SHORT TASK >> Your task is to copy each line that has the word "styles".
Begin RAW RECORDS
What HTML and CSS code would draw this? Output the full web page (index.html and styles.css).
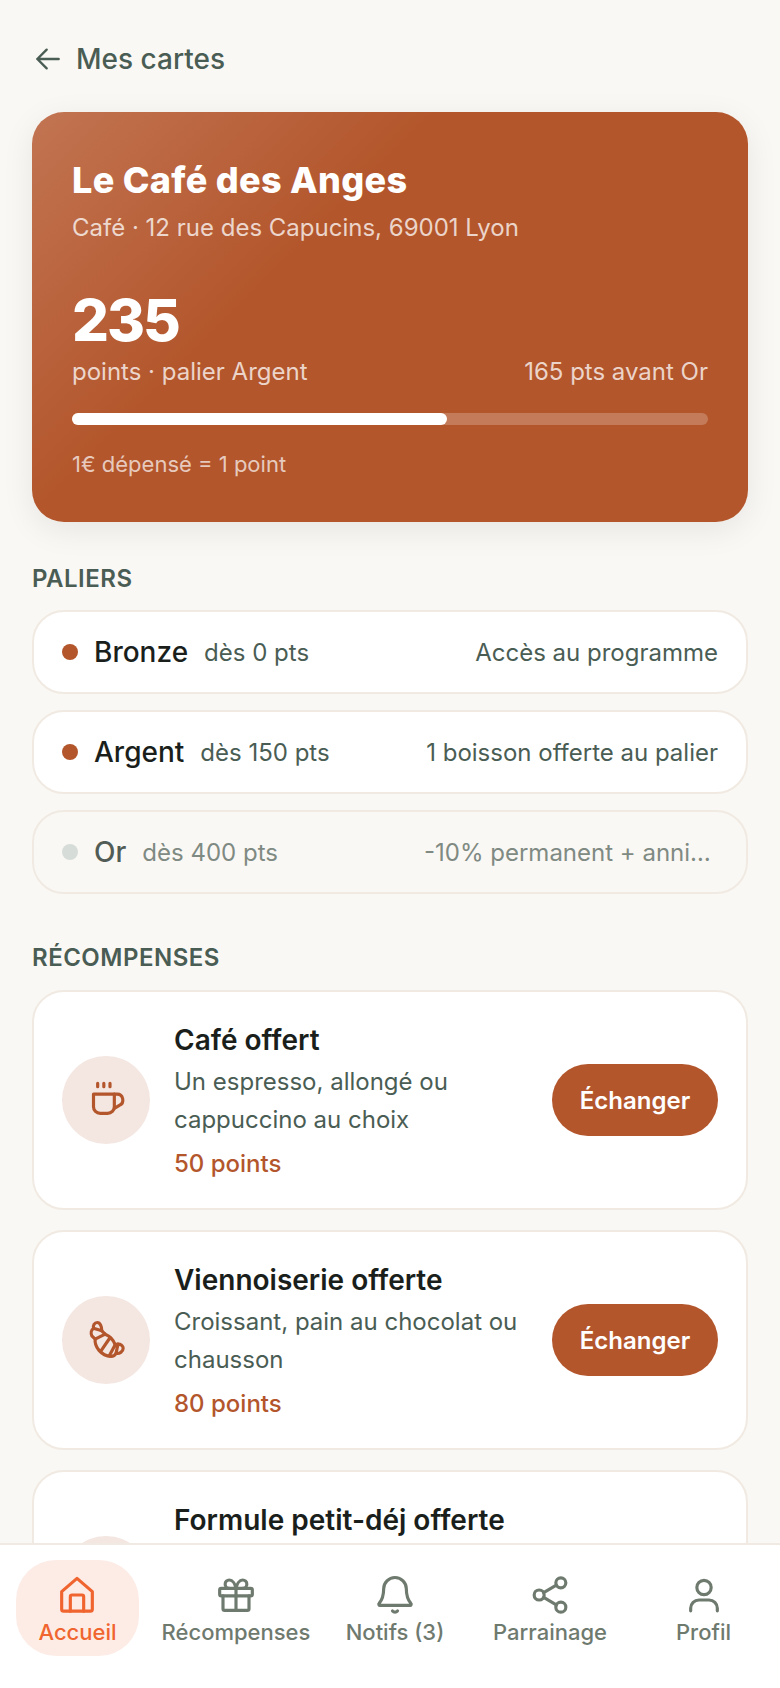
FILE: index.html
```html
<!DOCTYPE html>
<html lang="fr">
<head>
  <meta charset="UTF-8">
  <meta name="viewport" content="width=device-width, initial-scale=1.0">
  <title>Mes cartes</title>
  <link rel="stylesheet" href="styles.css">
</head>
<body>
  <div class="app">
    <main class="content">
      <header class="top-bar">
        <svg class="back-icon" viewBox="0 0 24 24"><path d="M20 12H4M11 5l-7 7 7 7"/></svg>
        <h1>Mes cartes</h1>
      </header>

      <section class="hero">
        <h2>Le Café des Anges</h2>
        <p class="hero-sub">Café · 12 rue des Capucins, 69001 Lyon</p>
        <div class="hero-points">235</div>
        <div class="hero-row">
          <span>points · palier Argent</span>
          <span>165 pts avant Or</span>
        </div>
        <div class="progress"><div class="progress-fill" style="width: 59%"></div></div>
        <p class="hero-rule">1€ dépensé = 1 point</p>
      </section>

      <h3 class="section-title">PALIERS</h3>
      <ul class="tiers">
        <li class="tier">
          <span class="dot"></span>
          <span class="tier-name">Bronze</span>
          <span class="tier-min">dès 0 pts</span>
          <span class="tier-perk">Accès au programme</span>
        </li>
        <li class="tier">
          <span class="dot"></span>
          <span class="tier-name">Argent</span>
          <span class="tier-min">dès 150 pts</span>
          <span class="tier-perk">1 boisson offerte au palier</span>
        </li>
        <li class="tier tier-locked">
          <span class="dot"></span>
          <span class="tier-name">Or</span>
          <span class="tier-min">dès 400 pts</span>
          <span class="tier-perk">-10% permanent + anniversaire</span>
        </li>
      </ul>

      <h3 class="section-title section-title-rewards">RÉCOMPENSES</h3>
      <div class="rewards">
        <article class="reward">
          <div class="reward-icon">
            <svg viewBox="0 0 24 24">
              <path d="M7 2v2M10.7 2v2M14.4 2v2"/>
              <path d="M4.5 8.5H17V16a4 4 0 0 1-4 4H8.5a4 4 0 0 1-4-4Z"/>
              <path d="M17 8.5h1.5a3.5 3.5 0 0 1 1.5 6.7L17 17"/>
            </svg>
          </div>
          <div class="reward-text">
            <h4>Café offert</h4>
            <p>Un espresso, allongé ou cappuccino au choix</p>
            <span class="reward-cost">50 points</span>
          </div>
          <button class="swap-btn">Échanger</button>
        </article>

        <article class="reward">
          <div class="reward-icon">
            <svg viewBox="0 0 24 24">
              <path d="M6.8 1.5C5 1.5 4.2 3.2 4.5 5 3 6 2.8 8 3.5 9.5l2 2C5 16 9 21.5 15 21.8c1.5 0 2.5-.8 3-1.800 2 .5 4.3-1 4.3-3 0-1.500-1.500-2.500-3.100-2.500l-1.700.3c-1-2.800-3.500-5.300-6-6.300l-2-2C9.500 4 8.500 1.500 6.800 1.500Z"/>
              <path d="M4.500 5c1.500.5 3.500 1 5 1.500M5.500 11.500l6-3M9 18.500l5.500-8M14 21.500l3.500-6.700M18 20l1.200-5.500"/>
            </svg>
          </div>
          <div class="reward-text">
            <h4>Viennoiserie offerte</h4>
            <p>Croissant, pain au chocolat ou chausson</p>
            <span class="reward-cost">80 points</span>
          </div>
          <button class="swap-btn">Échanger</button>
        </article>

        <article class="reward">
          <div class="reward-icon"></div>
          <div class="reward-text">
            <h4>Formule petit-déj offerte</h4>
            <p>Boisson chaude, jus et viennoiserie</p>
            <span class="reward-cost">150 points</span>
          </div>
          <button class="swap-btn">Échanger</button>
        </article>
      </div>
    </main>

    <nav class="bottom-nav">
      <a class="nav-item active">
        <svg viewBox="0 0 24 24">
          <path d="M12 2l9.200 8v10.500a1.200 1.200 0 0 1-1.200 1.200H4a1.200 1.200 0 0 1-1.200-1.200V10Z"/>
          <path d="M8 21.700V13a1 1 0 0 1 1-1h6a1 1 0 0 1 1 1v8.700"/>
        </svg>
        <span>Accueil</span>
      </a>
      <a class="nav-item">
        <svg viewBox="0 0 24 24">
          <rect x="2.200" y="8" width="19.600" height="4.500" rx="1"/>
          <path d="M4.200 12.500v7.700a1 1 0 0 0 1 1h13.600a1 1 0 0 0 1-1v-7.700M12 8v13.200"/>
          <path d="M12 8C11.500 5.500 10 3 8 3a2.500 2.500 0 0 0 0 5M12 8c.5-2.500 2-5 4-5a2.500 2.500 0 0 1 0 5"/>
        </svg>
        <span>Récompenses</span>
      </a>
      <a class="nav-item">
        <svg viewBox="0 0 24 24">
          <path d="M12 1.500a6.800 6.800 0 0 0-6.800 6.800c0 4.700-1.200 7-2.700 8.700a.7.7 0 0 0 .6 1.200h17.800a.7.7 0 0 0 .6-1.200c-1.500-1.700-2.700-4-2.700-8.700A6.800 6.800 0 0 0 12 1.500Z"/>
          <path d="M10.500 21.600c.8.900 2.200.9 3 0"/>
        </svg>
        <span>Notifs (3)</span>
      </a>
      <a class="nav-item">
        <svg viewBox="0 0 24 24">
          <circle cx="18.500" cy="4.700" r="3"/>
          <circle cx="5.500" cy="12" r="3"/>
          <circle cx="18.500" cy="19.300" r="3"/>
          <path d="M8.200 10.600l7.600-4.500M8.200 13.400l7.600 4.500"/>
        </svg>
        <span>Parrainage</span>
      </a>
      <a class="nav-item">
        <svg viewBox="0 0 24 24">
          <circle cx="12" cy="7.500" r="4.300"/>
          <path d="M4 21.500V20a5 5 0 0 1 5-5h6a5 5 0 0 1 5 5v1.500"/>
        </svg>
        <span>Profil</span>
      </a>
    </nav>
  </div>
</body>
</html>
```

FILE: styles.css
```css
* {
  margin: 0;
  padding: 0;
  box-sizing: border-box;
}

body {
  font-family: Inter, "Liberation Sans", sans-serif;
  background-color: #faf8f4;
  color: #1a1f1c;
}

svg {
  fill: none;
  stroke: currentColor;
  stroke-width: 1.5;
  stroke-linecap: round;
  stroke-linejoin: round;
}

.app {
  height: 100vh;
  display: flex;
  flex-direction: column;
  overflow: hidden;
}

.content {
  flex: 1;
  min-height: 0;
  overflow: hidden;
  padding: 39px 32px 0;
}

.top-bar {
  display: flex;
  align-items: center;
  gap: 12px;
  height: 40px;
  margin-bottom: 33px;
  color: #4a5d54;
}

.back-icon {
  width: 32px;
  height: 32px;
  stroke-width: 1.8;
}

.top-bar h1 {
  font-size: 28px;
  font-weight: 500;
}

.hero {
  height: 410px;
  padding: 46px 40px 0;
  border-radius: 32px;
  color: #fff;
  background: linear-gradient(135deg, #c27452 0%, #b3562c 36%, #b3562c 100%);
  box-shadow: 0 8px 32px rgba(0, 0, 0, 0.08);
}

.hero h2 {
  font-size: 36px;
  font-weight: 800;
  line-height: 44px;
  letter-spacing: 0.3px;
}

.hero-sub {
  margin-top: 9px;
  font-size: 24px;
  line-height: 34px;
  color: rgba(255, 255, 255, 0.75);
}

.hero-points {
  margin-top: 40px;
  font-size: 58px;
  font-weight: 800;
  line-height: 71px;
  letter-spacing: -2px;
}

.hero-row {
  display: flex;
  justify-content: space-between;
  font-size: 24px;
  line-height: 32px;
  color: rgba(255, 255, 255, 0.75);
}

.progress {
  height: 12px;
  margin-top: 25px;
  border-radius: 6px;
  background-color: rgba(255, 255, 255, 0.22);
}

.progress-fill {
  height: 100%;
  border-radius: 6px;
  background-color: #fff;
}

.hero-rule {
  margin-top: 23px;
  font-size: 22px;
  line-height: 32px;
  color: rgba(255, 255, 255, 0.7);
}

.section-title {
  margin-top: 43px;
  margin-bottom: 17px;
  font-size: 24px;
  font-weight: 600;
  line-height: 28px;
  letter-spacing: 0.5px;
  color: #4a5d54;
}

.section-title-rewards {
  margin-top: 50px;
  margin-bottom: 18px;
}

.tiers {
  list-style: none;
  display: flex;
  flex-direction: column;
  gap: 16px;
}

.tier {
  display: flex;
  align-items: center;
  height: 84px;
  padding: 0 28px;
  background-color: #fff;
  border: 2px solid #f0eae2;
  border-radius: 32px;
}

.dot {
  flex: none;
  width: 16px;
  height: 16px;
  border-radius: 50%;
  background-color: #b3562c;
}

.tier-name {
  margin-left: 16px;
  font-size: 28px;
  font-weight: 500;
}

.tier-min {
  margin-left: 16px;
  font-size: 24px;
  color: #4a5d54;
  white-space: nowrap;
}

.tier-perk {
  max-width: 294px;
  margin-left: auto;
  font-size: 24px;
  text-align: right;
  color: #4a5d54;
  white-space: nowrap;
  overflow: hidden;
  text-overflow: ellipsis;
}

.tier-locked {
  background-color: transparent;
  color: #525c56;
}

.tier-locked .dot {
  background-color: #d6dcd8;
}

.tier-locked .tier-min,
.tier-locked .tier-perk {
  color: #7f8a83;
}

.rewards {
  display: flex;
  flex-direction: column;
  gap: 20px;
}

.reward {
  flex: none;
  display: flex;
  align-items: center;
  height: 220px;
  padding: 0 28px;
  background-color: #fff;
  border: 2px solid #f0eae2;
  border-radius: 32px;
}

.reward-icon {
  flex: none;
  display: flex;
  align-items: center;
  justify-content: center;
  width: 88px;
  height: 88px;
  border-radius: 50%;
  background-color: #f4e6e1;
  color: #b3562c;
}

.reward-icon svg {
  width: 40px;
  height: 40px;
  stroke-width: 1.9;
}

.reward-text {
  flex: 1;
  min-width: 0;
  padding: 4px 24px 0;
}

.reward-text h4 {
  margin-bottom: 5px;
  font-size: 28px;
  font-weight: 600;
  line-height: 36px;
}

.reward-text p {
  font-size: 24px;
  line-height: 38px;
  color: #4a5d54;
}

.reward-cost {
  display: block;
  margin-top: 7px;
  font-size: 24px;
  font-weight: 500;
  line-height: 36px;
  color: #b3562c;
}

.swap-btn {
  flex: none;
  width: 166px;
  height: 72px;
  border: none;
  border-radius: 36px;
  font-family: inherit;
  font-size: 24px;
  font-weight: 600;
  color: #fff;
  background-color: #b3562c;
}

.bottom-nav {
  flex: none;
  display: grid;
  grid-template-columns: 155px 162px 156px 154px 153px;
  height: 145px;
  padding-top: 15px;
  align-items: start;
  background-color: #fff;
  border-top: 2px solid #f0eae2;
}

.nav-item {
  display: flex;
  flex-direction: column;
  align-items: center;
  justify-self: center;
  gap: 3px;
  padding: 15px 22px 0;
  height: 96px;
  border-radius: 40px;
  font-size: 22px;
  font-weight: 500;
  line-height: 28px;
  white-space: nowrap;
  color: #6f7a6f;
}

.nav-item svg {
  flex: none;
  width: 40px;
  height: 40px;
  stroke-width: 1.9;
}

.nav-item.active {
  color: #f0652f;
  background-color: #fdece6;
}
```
End RAW RECORDS
Begin RAW RECORDS
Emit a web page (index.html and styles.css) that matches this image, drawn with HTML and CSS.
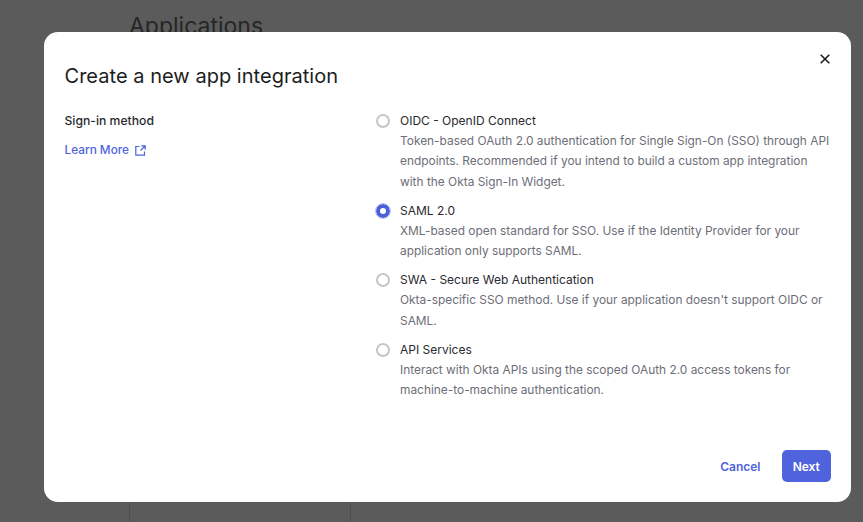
End RAW RECORDS
EXERCISE OUTPUT >>
What HTML and CSS code would draw this? Output the full web page (index.html and styles.css).
  <link rel="stylesheet" href="styles.css">
FILE: styles.css
Emit a web page (index.html and styles.css) that matches this image, drawn with HTML and CSS.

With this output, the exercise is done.